Items
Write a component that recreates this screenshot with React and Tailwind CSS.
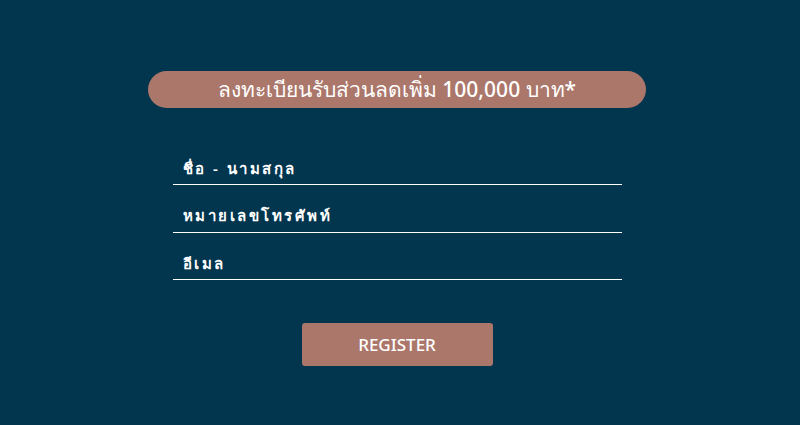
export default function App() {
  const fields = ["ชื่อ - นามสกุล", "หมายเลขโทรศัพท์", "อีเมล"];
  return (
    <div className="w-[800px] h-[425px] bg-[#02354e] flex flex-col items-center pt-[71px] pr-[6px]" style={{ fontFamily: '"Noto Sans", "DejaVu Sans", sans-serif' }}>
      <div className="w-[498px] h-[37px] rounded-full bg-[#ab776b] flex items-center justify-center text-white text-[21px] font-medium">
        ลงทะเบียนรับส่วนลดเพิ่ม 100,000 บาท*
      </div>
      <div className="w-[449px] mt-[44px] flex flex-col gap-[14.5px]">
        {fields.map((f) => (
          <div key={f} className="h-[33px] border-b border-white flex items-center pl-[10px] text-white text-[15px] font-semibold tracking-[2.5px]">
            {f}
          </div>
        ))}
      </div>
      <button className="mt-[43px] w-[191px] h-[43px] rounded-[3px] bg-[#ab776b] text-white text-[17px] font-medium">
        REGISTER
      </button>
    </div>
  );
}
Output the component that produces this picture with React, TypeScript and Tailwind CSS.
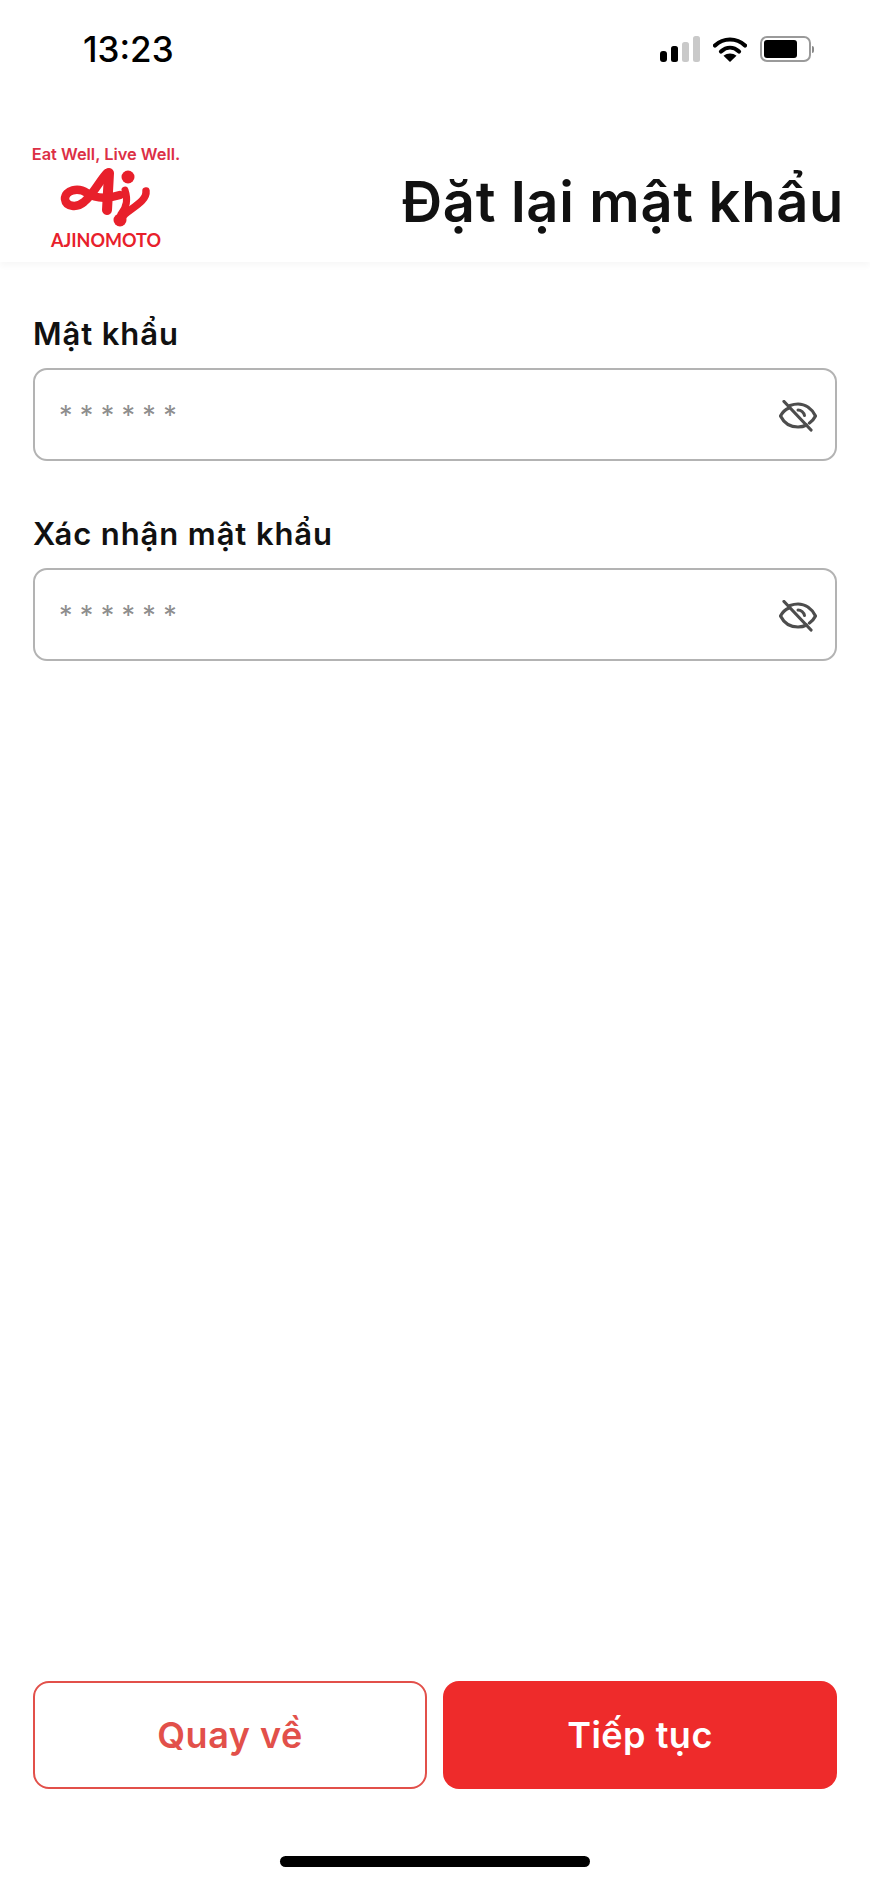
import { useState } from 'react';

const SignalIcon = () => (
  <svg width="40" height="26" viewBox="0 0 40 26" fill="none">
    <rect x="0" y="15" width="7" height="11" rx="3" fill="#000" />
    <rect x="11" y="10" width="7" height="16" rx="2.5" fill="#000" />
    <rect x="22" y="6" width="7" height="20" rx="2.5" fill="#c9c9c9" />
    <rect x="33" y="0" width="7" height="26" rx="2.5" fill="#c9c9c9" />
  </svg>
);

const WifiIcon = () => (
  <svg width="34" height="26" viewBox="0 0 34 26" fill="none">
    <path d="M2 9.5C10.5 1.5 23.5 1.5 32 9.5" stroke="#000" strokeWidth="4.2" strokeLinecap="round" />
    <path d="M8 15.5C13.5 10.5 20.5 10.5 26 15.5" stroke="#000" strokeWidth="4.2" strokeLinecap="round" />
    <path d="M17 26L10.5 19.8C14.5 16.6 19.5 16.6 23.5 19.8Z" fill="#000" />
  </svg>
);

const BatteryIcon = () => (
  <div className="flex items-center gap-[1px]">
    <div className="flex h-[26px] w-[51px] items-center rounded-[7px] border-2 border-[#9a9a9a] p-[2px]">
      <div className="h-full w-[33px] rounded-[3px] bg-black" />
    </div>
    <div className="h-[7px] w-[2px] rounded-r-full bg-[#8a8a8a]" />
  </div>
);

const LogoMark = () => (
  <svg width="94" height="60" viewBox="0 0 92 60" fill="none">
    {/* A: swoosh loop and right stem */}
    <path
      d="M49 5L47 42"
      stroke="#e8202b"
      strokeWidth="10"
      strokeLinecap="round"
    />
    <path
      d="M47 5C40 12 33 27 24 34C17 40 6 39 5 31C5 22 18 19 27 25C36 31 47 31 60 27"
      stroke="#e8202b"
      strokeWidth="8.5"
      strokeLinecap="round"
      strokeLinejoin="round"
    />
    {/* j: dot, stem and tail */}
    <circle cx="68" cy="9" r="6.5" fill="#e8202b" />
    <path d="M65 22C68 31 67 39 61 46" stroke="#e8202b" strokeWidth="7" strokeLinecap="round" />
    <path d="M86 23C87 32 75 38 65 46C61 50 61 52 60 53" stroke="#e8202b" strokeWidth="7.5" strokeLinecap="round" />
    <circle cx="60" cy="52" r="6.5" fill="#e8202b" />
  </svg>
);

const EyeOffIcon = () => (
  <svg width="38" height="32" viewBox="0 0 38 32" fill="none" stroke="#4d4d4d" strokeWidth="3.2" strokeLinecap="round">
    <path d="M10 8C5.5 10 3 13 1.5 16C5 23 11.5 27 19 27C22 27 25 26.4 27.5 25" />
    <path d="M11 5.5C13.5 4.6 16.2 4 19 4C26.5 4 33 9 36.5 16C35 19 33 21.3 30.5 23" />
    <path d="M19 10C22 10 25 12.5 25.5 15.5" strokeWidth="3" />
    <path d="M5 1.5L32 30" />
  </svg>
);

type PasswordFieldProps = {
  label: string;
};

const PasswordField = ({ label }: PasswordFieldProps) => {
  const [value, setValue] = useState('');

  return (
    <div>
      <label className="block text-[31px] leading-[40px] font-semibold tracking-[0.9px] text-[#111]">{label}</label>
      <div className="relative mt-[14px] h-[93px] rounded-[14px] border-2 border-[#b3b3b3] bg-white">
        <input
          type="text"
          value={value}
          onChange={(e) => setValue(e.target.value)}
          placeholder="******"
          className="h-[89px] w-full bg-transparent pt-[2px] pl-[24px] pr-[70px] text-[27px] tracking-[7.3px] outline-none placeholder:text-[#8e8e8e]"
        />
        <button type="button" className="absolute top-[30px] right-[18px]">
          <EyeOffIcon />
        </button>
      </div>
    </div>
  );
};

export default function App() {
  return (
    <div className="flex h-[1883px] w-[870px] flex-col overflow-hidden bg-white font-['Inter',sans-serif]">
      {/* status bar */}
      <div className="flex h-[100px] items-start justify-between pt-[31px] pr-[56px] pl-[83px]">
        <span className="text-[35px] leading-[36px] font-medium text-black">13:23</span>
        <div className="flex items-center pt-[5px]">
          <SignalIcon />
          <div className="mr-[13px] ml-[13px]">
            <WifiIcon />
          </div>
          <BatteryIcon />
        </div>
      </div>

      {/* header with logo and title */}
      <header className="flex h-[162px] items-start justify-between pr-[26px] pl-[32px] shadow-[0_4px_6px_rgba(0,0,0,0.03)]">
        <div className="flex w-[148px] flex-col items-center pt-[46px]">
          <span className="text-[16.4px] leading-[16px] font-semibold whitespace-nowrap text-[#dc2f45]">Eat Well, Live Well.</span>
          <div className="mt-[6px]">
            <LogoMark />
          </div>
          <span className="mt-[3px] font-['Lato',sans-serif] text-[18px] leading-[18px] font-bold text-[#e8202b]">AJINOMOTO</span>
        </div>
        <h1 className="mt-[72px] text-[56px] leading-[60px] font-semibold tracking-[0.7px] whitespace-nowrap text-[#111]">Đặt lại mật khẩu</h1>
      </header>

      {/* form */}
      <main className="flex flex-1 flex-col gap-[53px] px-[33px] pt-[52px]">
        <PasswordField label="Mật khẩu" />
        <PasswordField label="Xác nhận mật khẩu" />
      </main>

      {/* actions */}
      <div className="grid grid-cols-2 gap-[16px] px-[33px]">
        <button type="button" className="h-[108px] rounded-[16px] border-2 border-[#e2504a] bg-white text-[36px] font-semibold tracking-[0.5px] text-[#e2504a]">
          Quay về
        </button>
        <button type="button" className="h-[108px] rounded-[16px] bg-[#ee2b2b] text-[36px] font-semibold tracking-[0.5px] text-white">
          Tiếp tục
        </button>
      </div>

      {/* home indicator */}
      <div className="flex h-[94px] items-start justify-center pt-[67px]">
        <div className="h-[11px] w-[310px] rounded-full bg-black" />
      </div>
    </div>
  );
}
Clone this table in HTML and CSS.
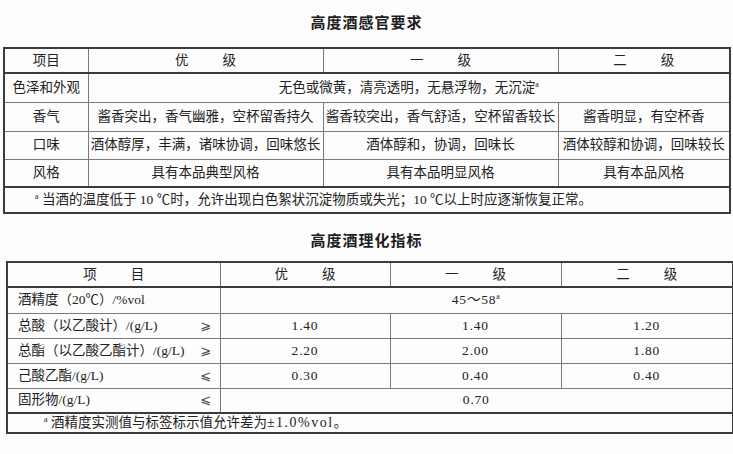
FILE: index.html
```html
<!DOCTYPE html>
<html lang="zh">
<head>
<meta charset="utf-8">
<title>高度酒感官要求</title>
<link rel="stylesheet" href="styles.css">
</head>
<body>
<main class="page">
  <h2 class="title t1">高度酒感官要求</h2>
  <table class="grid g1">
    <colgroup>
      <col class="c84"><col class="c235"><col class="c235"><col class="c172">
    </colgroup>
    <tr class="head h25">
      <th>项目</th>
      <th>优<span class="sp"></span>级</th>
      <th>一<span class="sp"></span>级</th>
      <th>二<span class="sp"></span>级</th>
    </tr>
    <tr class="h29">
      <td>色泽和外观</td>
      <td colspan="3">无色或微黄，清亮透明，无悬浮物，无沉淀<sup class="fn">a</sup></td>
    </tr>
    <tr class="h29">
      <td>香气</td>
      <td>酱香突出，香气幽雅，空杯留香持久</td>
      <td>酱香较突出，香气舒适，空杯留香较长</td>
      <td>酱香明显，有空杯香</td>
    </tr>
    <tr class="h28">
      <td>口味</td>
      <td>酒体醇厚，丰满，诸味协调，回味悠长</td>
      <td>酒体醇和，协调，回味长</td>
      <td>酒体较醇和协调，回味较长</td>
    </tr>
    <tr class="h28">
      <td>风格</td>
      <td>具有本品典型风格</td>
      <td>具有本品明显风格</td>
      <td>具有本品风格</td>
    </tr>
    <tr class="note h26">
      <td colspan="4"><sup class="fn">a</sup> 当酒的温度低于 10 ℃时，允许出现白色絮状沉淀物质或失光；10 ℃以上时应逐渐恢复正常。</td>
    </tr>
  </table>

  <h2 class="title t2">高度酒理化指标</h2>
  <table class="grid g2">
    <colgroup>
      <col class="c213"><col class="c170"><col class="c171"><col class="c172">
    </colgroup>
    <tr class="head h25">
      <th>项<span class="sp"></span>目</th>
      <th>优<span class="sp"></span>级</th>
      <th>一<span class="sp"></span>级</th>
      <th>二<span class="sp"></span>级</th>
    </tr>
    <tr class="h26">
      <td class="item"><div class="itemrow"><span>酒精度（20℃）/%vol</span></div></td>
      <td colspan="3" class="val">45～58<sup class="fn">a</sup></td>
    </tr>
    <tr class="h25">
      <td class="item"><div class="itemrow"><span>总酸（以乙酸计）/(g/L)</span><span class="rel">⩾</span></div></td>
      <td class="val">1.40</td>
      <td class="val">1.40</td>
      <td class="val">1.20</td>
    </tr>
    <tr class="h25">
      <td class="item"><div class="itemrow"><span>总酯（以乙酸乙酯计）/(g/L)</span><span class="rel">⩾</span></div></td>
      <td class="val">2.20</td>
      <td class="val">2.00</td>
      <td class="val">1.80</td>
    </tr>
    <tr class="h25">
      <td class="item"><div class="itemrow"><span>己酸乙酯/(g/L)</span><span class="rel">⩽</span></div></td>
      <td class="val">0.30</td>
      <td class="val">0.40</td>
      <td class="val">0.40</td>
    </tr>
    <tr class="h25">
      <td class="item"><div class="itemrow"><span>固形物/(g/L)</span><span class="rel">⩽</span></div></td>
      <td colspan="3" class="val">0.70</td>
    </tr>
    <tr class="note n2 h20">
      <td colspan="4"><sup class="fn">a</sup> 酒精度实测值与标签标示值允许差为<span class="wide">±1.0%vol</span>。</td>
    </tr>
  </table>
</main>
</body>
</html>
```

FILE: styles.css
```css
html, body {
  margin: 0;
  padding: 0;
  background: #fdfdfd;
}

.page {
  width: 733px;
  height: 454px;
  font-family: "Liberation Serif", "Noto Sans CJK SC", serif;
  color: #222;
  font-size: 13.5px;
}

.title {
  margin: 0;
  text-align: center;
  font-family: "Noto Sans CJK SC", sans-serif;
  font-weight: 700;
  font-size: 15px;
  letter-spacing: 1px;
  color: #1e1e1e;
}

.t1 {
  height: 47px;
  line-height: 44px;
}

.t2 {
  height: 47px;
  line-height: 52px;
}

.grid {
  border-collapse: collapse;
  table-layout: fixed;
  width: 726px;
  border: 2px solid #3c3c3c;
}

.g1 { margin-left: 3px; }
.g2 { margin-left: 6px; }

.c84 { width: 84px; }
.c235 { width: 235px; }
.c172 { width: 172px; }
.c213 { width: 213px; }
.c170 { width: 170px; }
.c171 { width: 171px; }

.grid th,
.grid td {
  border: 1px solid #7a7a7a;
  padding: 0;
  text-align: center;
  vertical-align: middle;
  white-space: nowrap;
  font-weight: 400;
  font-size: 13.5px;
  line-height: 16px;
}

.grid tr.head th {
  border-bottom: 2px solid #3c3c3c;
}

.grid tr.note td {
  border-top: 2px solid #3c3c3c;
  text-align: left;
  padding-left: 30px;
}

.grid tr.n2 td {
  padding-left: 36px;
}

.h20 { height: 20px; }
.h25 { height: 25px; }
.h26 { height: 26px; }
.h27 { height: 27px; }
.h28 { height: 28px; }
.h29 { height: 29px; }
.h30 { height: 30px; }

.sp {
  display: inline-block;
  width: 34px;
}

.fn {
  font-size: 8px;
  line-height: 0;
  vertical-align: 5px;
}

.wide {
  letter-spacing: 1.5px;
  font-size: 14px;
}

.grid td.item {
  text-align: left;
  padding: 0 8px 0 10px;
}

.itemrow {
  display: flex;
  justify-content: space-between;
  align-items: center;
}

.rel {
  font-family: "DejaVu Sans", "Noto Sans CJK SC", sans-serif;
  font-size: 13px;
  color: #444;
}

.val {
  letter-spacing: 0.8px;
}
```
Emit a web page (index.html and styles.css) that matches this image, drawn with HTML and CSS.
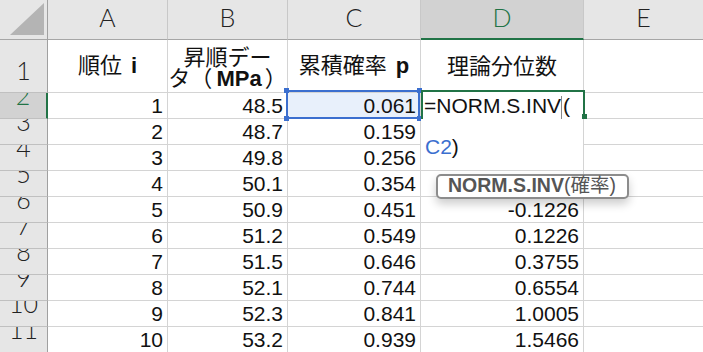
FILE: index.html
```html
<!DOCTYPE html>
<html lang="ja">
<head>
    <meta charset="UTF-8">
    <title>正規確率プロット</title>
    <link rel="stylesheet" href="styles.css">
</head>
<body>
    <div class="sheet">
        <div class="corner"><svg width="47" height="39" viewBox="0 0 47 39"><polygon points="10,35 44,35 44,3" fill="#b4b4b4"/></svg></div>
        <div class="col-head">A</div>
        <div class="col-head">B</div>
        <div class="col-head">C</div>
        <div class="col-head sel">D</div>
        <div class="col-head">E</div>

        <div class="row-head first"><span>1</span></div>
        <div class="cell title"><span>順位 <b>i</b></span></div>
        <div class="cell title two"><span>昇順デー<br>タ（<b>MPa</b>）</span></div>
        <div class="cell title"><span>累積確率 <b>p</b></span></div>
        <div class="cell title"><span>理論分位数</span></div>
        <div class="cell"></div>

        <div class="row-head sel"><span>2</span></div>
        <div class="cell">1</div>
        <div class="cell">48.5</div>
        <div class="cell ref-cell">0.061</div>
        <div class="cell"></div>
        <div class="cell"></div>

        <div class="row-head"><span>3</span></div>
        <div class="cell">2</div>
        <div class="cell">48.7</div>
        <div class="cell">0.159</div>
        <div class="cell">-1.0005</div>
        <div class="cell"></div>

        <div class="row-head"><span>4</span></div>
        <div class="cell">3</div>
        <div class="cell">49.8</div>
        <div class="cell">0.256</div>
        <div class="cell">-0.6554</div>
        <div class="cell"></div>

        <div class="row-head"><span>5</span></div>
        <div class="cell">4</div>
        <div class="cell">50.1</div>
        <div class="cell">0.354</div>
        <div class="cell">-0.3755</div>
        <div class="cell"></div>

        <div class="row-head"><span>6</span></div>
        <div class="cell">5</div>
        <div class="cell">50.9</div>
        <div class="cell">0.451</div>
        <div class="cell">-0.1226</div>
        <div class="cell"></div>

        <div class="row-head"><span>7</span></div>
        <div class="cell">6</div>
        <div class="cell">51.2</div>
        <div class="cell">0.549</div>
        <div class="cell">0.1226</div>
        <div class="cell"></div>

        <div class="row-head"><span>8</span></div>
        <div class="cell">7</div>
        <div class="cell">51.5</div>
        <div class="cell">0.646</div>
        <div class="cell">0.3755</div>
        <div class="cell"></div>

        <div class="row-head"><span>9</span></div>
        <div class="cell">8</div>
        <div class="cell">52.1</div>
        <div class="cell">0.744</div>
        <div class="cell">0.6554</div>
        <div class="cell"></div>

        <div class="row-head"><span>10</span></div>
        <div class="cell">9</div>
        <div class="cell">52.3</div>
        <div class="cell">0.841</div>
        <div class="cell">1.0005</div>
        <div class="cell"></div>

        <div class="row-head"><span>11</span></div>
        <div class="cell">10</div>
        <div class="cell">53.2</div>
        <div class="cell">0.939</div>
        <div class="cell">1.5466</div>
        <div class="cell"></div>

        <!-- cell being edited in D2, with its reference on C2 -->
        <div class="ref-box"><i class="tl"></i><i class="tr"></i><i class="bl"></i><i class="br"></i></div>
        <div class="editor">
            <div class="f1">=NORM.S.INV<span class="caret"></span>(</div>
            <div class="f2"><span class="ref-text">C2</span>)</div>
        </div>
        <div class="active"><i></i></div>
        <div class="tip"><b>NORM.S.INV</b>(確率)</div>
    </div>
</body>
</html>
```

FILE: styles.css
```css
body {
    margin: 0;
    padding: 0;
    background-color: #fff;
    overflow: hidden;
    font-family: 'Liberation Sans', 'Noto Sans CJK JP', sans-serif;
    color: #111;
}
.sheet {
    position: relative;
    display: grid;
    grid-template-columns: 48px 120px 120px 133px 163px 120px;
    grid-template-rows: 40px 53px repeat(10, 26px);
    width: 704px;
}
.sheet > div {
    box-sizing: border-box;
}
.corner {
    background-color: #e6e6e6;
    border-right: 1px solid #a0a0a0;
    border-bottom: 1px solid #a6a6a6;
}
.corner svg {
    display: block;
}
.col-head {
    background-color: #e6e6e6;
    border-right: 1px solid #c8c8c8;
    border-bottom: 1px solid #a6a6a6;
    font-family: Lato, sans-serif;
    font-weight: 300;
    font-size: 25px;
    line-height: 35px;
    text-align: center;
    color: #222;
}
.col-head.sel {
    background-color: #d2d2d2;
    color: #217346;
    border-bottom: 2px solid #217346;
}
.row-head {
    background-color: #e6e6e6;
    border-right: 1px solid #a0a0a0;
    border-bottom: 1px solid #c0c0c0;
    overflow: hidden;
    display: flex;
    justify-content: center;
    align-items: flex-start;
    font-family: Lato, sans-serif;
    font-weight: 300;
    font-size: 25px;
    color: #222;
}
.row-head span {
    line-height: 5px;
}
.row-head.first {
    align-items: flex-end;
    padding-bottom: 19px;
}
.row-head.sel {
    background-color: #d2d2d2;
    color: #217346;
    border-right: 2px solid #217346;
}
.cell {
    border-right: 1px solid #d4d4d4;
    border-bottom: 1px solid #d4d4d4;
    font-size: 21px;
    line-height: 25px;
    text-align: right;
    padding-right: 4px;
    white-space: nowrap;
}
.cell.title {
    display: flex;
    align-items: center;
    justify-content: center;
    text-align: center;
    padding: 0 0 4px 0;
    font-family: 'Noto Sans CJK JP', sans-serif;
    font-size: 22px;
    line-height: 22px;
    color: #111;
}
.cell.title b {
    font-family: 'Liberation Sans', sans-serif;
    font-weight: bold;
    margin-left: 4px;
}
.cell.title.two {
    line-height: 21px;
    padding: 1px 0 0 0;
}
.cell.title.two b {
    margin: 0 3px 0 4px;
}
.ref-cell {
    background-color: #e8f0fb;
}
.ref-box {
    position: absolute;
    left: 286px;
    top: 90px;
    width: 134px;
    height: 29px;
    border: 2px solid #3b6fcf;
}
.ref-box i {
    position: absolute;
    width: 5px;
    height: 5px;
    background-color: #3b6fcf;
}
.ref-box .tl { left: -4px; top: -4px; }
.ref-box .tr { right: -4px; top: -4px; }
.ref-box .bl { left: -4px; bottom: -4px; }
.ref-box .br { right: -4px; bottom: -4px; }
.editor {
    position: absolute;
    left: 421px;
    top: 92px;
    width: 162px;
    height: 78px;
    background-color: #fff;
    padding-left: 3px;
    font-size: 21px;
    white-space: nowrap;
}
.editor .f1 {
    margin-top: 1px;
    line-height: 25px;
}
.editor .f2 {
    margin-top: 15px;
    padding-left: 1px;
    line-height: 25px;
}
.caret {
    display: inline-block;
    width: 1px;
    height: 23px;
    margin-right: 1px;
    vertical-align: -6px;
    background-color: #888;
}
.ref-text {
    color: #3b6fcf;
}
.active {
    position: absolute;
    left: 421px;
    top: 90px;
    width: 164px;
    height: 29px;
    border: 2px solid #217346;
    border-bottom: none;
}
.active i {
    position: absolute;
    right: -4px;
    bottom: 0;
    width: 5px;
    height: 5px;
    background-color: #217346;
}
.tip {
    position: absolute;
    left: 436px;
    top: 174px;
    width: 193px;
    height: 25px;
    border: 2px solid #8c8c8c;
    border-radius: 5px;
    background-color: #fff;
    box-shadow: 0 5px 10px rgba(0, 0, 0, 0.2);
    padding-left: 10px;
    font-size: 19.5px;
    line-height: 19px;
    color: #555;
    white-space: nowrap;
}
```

Exercise
Gather from the data above every line with the string "Tailwind".

Expected answer
Write a component that recreates this screenshot with React and Tailwind CSS.
Output the component that produces this picture with React, TypeScript and Tailwind CSS.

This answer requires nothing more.